Agência Estado
Um ano após a inauguração das primeiras unidades habitacionais no Complexo Julio Prestes, a poucos metros da Cracolândia, no Centro de São Paulo, os moradores dos apartamentos construídos por uma parceria público-privada vivem uma rotina sitiada. Separadas por muros e cercas de arame farpado, as 656 famílias das 5 torres, com 17 andares cada, vivem medo constante de caminhar à noite nas ruas vizinhas e são assediadas por usuários de drogas até mesmo quando estão na varanda de casa.
A reportagem apurou que a Secretaria Estadual da Habitação recebeu relatos de arremesso de pedras às janelas dos apartamentos de moradores do complexo. A situação tem feito aumentar as desistências de futuros moradores. A pasta estuda a realização de uma força-tarefa para monitorar a relação entre moradores e usuários de droga.
A analista de departamento pessoal Raquel (nome fictício), de 29 anos, conta que é repreendida por pessoas do chamado “fluxo” (o grupo maior de viciados que caminha pelas ruas) quando, da varanda do 7º andar, mexe no celular. “Alguns ficam revoltados, pedem para a gente entrar. Às vezes, tem uns que estão armados. Vemos tudo lá de cima.” Nem os muros altos conseguem proteger os moradores. “Eles jogam lixo, garrafas, cachimbos e muito lixo por cima do muro. Dia desses, morderam uma criança que mora aqui”, diz Raquel. “Viemos sabendo que este espaço é deles há décadas. Sinto medo, mas já me acostumei. Na verdade, eu não ando para os lados do fluxo, nunca passei para lá.”
Todos os dias, ela sai da faculdade, no Largo de São Bento, às 22 horas. Para evitar surpresas, traçou um caminho seguro para chegar em casa. “Só vou pelas ruas com segurança na porta. Aquelas com comércio que fecha às 18 horas eu não ando.”
A questão da segurança também é um desafio para a assessora parlamentar Larissa D’Alkimin, de 31 anos, que acabou de se mudar com o filho de 5 anos para um apartamento no Complexo. “Ainda preciso descobrir o jeito mais seguro de chegar à noite aqui, já que saio do trabalho quando está escuro.”
A moradora tem esperança de que a situação melhore quando os muros forem derrubados, o que não tem previsão. “A gente sabe que a ideia é abrir os muros. E já ouvi falar que há planos de instalar um supermercado aqui dentro. Vai ser maravilhoso.”

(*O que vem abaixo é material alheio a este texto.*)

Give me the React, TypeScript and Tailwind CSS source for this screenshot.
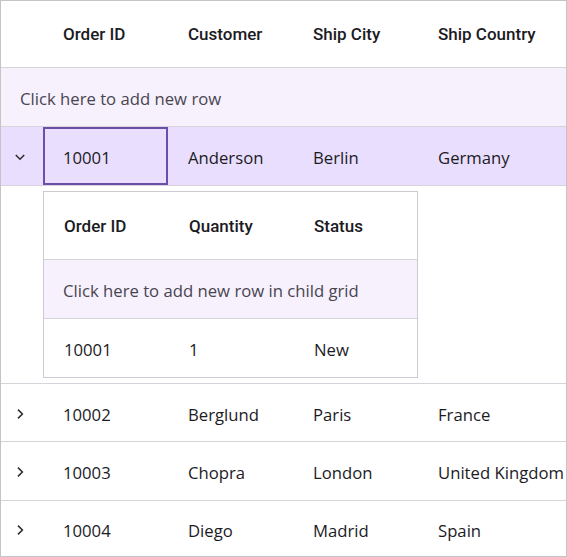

No ano passado, o número de furtos na área do DP de Campos Elísios, onde está a Cracolândia, cresceu 37% em relação a 2017, quando houve a megaoperação do governo e da Prefeitura. No mesmo período, a alta de furtos na Capital ficou em 4%.
Praça
Também entregue há um ano pelo governo estadual, a Praça Julio Prestes continua cercada por um gradil, sem prazo para ser retirado. O local é aberto todos os dias às 8 horas e trancado novamente às 20 horas. Durante o dia, é vigiado por dois seguranças e não costuma ser frequentado pelos novos moradores.
As crianças acabam brincando dentro dos muros do complexo, em uma quadra e nas áreas abertas do terreno. Quando saem do prédio, são levadas pelos pais para ambientes fechados, como o Sesc 24 de maio.
No mesmo terreno do complexo, o governo estadual entregou há um ano 67 lojas, o chamado “boulevard comercial”, mas elas estão fechadas. Segundo a Secretaria de Habitação, não há prazo para a derrubada dos muros que isolam os edifícios das lojas e o complexo como um todo, por questões da segurança no entorno.
“Há uma sequência de ações entre várias secretarias, coordenadas entre Município e Estado, e a nossa busca é por trazer o mais rápido possível a Escola de Música, a creche e outras construções”, afirma o secretário Flavio Amary. “As PPPs farão 3 mil apartamentos no Centro, e essa é a solução. Quando a gente leva moradia, lojas, escola de música e creche, há melhora na região, no convívio e no conceito urbanístico.”
Desde maio do ano passado, foram entregues 1.131 unidades habitacionais da PPP do Centro, sendo 914 delas no complexo. Ao fim do processo, contabilizando toda a PPP do Centro, o governo prevê entregar um total de 3.683 moradias, sendo 2.260 habitações de interesse popular (HIS) e 1.423 habitações de mercado popular.